The next requirement prescribed by the Constitution is the submission of the proposed amendment to the qualified electors of the State. The question voted on related to increasing the debt limit of the School District in an amount not to exceed 25% of the assessed value of all taxable property therein. In the recent case of Ramsey v. Cameron, 245 S.C. 189, 139 S.E. (2d) 765, the City Council of Myrtle Beach was presented with a Petition pursuant to the requirements of the Municipal Bond Act requesting an election on whether or not the City of Myrtle Beach should be empowered to issue General Obligation Bonds "in the amount of $500,000.00" Under the applicable constitutional debt limitation, the City could not issue bonds to that amount and the question arose as to whether or not the City could proceed to hold an election and, upon its favorable result, issue bonds in a lesser amount but within the applicable constitutional debt limitation. The Supreme Court, citing a number of previous decisions, upheld the right of the City to issue bonds in any amount up to $500,000.00, stating that the Petition "actually seeks the issuance of bonds in any amount up to $500,000.00." In the instant case, however, the proposition submitted was to increase the debt limit of the School District to an amount not exceeding 25% of the assessed value of all taxable property therein. Thus, by the express language, to wit: "not exceeding *621 25%" any lesser amount, including 20%, is of necessity included.

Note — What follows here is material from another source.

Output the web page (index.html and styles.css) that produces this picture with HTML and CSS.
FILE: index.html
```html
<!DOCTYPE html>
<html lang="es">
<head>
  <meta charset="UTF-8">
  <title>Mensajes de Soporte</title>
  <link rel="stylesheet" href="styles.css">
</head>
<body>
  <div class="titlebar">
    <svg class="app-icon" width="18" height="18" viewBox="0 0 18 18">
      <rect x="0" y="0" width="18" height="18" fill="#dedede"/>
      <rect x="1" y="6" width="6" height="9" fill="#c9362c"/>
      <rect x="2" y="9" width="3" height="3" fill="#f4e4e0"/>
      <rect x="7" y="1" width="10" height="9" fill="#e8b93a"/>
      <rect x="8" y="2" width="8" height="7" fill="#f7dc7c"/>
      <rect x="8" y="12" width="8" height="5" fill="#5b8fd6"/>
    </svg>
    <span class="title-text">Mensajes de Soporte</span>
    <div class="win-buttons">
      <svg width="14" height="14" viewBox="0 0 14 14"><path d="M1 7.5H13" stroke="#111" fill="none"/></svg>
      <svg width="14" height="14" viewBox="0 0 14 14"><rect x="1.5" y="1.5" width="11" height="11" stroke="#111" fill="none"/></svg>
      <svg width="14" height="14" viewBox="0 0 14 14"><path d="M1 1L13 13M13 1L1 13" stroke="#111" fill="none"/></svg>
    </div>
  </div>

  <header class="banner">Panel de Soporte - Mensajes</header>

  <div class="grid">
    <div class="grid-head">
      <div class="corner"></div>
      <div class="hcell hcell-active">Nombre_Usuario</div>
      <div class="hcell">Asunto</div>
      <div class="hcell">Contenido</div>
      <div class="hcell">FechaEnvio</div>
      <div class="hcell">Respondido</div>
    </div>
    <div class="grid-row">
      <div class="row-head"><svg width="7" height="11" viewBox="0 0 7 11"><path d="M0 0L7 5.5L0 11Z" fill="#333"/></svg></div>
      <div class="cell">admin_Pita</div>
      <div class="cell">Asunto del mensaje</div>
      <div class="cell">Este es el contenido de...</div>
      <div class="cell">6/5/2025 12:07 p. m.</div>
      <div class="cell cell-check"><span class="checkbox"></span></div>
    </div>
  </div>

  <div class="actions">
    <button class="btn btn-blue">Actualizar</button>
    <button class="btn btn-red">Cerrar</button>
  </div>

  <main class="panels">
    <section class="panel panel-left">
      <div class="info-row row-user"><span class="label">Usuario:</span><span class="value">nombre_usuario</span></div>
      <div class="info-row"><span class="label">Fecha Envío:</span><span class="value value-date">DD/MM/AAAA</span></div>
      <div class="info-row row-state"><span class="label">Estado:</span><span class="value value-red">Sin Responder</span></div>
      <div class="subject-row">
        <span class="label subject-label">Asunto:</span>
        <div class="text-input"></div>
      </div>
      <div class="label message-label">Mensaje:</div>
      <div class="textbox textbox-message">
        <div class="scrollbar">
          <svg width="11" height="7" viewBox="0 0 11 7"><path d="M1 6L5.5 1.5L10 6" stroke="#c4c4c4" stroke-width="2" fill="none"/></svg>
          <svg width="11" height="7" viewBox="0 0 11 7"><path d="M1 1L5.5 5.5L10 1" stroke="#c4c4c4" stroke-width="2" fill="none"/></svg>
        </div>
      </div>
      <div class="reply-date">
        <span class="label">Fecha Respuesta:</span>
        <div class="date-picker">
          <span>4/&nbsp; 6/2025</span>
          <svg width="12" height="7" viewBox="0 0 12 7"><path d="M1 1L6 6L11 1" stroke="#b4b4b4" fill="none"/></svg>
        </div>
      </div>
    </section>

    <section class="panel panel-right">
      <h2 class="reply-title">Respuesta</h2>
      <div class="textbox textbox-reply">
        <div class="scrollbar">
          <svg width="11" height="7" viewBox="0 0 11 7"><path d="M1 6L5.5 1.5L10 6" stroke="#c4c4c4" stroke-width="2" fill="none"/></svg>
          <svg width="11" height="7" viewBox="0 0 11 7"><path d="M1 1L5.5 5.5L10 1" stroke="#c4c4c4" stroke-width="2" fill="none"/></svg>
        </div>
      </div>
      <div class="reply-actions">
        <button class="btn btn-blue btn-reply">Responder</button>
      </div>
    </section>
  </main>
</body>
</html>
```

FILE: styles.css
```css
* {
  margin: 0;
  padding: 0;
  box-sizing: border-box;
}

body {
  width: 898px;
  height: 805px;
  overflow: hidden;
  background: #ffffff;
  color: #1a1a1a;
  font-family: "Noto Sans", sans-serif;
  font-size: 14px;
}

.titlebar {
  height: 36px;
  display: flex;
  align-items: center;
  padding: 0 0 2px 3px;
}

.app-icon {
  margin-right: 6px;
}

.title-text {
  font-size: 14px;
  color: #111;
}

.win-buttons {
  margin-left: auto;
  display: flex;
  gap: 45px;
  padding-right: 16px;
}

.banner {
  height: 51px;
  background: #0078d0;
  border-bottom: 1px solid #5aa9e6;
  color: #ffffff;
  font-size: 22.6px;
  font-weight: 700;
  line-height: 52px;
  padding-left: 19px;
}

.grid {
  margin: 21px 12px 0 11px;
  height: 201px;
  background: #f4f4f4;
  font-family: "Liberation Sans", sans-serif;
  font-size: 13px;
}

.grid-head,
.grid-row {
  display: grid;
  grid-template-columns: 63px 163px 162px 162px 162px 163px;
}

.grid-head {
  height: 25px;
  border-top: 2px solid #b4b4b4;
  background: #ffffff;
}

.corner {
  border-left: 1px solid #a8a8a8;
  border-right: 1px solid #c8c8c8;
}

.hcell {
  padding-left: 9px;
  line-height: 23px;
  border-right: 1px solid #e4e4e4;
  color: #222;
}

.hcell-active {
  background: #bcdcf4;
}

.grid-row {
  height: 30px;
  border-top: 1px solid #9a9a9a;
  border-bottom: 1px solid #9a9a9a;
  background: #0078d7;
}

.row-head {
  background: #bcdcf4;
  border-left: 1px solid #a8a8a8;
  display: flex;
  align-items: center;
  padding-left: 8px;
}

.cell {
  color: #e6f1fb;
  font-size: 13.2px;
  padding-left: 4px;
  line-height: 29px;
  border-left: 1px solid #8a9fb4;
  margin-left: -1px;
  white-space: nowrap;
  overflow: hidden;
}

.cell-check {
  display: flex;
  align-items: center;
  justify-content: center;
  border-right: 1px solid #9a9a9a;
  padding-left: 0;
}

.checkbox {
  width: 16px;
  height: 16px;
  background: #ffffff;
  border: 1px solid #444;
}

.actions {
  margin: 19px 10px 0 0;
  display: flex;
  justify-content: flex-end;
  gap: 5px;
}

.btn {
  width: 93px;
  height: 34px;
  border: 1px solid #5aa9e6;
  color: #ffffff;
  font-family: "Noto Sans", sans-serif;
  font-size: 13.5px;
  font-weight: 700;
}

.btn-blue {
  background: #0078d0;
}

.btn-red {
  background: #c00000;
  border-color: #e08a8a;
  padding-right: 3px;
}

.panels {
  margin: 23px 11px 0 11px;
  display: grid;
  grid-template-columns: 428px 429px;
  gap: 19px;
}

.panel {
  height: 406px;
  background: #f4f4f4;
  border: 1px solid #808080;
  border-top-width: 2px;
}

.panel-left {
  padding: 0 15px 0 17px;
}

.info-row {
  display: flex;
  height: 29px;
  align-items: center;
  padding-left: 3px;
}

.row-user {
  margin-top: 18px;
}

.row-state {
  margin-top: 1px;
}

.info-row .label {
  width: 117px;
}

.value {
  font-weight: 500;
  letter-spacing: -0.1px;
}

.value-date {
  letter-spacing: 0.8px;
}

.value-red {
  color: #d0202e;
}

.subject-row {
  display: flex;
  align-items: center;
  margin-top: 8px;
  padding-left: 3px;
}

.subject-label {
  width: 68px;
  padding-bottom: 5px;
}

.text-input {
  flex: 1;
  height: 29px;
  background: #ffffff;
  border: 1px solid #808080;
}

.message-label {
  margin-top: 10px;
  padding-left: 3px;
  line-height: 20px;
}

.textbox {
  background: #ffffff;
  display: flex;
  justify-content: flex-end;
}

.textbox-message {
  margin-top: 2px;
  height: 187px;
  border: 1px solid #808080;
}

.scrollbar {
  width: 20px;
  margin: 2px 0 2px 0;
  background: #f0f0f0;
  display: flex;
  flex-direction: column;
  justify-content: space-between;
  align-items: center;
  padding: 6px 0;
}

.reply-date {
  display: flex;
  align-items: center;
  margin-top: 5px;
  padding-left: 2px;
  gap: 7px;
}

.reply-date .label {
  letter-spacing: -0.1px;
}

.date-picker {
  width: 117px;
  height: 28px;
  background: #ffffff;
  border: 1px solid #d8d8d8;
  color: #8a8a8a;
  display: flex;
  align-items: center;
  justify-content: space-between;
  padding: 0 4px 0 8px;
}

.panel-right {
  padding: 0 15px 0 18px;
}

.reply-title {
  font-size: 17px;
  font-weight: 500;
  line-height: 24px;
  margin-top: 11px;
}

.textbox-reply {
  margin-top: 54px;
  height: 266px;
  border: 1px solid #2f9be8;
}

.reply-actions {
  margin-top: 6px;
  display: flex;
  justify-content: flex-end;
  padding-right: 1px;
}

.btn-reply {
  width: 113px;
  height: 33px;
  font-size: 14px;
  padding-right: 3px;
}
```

The 1967 General Assembly undertook to ratify the constitutional amendment. The amendment as ratified provided for an increase of the debt limit of the School District to an amount not exceeding 25%. Under the principle set forth above and the authorities cited, the greater figure includes the lesser and the General Assembly validly ratified the proposed amendments to the extent of the 20% debt limitation. Palmer v. Dunn, supra; Watts v. Oliphant, supra.

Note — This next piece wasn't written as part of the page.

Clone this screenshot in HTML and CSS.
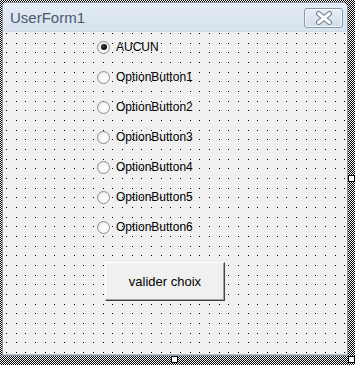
FILE: index.html
```html
<!DOCTYPE html>
<html>
<head>
<meta charset="utf-8">
<title>UserForm1</title>
<link rel="stylesheet" href="styles.css">
</head>
<body>

<div id="designer">
  <div class="form">
    <div class="titlebar">
      <span class="caption">UserForm1</span>
      <div class="closebtn">
        <svg width="18" height="14" viewBox="0 0 18 14">
          <path d="M3.5 2.5 L14.5 11.5 M14.5 2.5 L3.5 11.5" stroke="#6f7b8a" stroke-width="5" stroke-linecap="round"/>
          <path d="M3.5 2.5 L14.5 11.5 M14.5 2.5 L3.5 11.5" stroke="#ffffff" stroke-width="3" stroke-linecap="round"/>
        </svg>
      </div>
    </div>
    <div class="client">
      <ul class="optionlist">
        <li><span class="radio checked"></span>AUCUN</li>
        <li><span class="radio"></span>OptionButton1</li>
        <li><span class="radio"></span>OptionButton2</li>
        <li><span class="radio"></span>OptionButton3</li>
        <li><span class="radio"></span>OptionButton4</li>
        <li><span class="radio"></span>OptionButton5</li>
        <li><span class="radio"></span>OptionButton6</li>
      </ul>
      <div class="cmdbutton">valider choix</div>
    </div>
  </div>

  <div class="handle h-right"></div>
  <div class="handle h-bottom"></div>
  <div class="handle h-corner"></div>
</div>

</body>
</html>
```

FILE: styles.css
```css
html, body { margin: 0; padding: 0; }
body {
  width: 355px; height: 365px; overflow: hidden;
  background: repeating-conic-gradient(#000 0 25%, #fff 0 50%) 0 0 / 2px 2px;
  font-family: "Liberation Sans", Arial, sans-serif;
}

#designer { position: relative; width: 355px; height: 365px; padding: 2px 0 0 2px; box-sizing: border-box; }

div.form {
  width: 346px; height: 354px; box-sizing: border-box;
  border: 1px solid #8b98a8; border-radius: 5px 5px 0 0;
  background: #f0f0f0;
  display: flex; flex-direction: column;
}

div.titlebar {
  height: 28px; flex: none;
  display: flex; align-items: center; justify-content: space-between;
  padding: 0 4px 0 7px;
  border-radius: 4px 4px 0 0;
  background: linear-gradient(#e3ebf4, #d6e2ee);
  border-bottom: 1px solid #d0dbe7;
}
span.caption { font-size: 15px; color: #4b596b; padding-top: 1px; }

div.closebtn {
  width: 39px; height: 20px; box-sizing: border-box;
  border: 1px solid #8c9aab; border-radius: 3px;
  background: linear-gradient(#e8eef6, #d2deea);
  box-shadow: inset 0 0 0 1px #f2f6fa;
  display: flex; align-items: center; justify-content: center;
  margin-top: 1px;
}

div.client {
  flex: 1;
  border-bottom: 1px solid #b5bcc6;
  background-color: #f0f0f0;
  background-image:
    conic-gradient(at 1px 1px, transparent 75%, #000 0),
    conic-gradient(at 1px 1px, transparent 75%, #000 0),
    conic-gradient(at 1px 1px, transparent 75%, #000 0),
    conic-gradient(at 1px 1px, transparent 75%, #000 0),
    conic-gradient(at 1px 1px, transparent 75%, #000 0),
    conic-gradient(at 1px 1px, transparent 75%, #000 0),
    conic-gradient(at 1px 1px, transparent 75%, #000 0),
    conic-gradient(at 1px 1px, transparent 75%, #000 0),
    conic-gradient(at 1px 1px, transparent 75%, #000 0);
  background-size: 29px 29px;
  background-position:
    3px 1px, 13px 1px, 22px 1px,
    3px 11px, 13px 11px, 22px 11px,
    3px 20px, 13px 20px, 22px 20px;
}

ul.optionlist { list-style: none; margin: 0; padding: 0 0 0 94px; }
ul.optionlist li {
  height: 30px; display: flex; align-items: center;
  font-size: 12px; color: #000;
}
ul.optionlist li span { margin-right: 6px; }

span.radio {
  width: 13px; height: 13px; box-sizing: border-box; flex: none;
  border: 1px solid #8e8f8f; border-radius: 50%;
  background: radial-gradient(circle at 60% 60%, #ffffff 0, #f7f7f7 45%, #dcdcdc 100%);
  display: flex; align-items: center; justify-content: center;
}
span.radio.checked::after {
  content: ""; width: 6px; height: 6px; border-radius: 50%;
  background: radial-gradient(circle at 40% 40%, #444 0, #000 70%);
}

div.cmdbutton {
  margin: 20px 0 0 102px;
  width: 120px; height: 39px; box-sizing: border-box;
  border: 1px solid; border-color: #ffffff #404040 #404040 #ffffff;
  box-shadow: inset -1px -1px 0 #a0a0a0;
  background: #f0f0f0;
  display: flex; align-items: center; justify-content: center;
  font-size: 13px; color: #000;
}

div.handle {
  position: absolute; width: 7px; height: 7px; box-sizing: border-box;
  background: #fff; border: 1px solid #000;
}
div.h-right { left: 348px; top: 175px; }
div.h-bottom { left: 171px; top: 356px; }
div.h-corner { left: 348px; top: 356px; }
```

Having concluded that the constitutional requirements adopting an amendment increasing the debt limit up to 20% have been met, we must then determine whether or not the validly adopted portion of the amendment, can be separated from the rest of the amendment. The South Carolina Supreme Court in the case of Miller v. Farr (1963), 243 S.C. 342, 133 S.E. (2d) 838, held that the question of intent with regard to statutes and with regard to constitutional amendments is basically the same. The Miller case concerned the interpretation of an amendment to the Constitution and the Court stated as follows:
The question for decision here is basically a question of legislative intent. Constitutional amendments originate in the form of resolutions of the General Assembly, which proposes specific changes in the Constitution. They are sponsored by members of the General Assembly and become effective through legislative processes. Hence, when construing constitutional amendments, the Court applies rules similar to those relating to the construction of statutes, in its effort to determine the intent of the framers and of the people who adopted it. * * *
Article X, Section 5 of the South Carolina Constitution has been amended on numerous occasions so as to increase debt limits applicable to various political subdivisions of the *622 State; and that was obviously the intent here. Knight v. Allen (1959), 234 S.C. 559, 109 S.E. (2d) 585.

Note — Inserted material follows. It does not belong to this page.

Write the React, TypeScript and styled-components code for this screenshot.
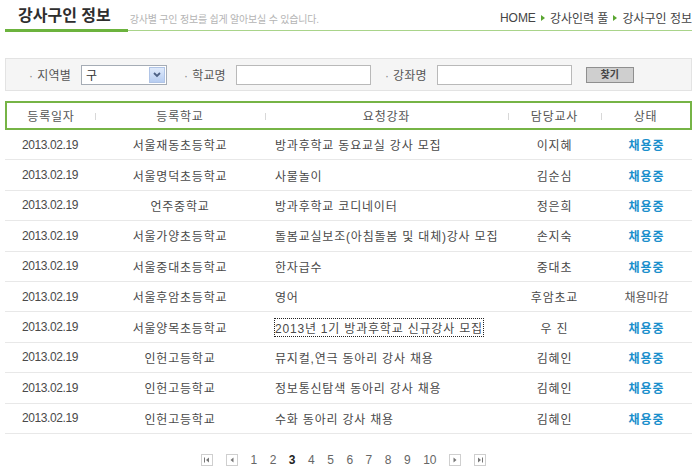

The question here is whether or not the General Assembly and the people, while favoring increasing the debt limit of the School District to an amount not exceeding 25% of the assessed value of all taxable property therein, would not have favored increasing the debt limit of the School District to an amount not exceeding 20% of the assessed value of all taxable property therein. The authorities already cited would seem to be conclusive on this point, Palmer v. Dunn, supra; Ramsey v. Cameron, supra; Watts v. Oliphant, supra; and I am satisfied that it was the intent of the General Assembly and of the electors to amend the constitution so as to increase the debt limit applicable to the School District up to the amount of 25% of the assessed value of all taxable property therein, or of any lesser amount in excess of the 15% debt limitation otherwise applicable. There is no basis on which to hold that the intention was that the debt limit be amended to an amount not exceeding 25% but not to any lesser figure.
In reaching this conclusion, I am mindful of the recent decision of the South Carolina Supreme Court in the case of Gebhardt v. McGinty, 243 S.C. 495, 134 S.E. (2d) 749, in which the Supreme Court ruled invalid a proposed amendment to the South Carolina Constitution which did not meet the requirements as to form insofar as they related to the ratifying amendment. In the Gebhardt case, the proposed amendment was voted on favorably by the proposing General Assembly, received a favorable vote in the election, and was ratified by the succeeding General Assembly. However, the form of the ratifying legislation did not include the language of the amendment as required by Article XVI, Section 1, and for that reason the Supreme Court struck down the amendment. The basis of the Supreme Court's holding was that the express requirements of Article XVI, which had been adhered to consistently by the General Assembly, were not followed in the case there under consideration. *623 On the other hand, in the instant case all of the requirements of Article XVI of the South Carolina Constitution have been met insofar as the 20% debt limitation is concerned. It was agreed to by two-thirds of the members of each House of the General Assembly, favorably voted on by the people and subsequently ratified.
Now, therefore, on motion of Messrs. Williams and Parler, attorneys for the Defendant County Board of Education of Lancaster County, it is
Ordered, adjudged and decreed that the Demurrer of the Defendant County Board of Education of Lancaster County be, and the same hereby is, sustained and the right of this Defendant to proceed to issue General Obligation Bonds of the School District in an amount not in excess of 20% of the assessed value of all taxable property therein is hereby confirmed.
It is so ordered, adjudged and decreed.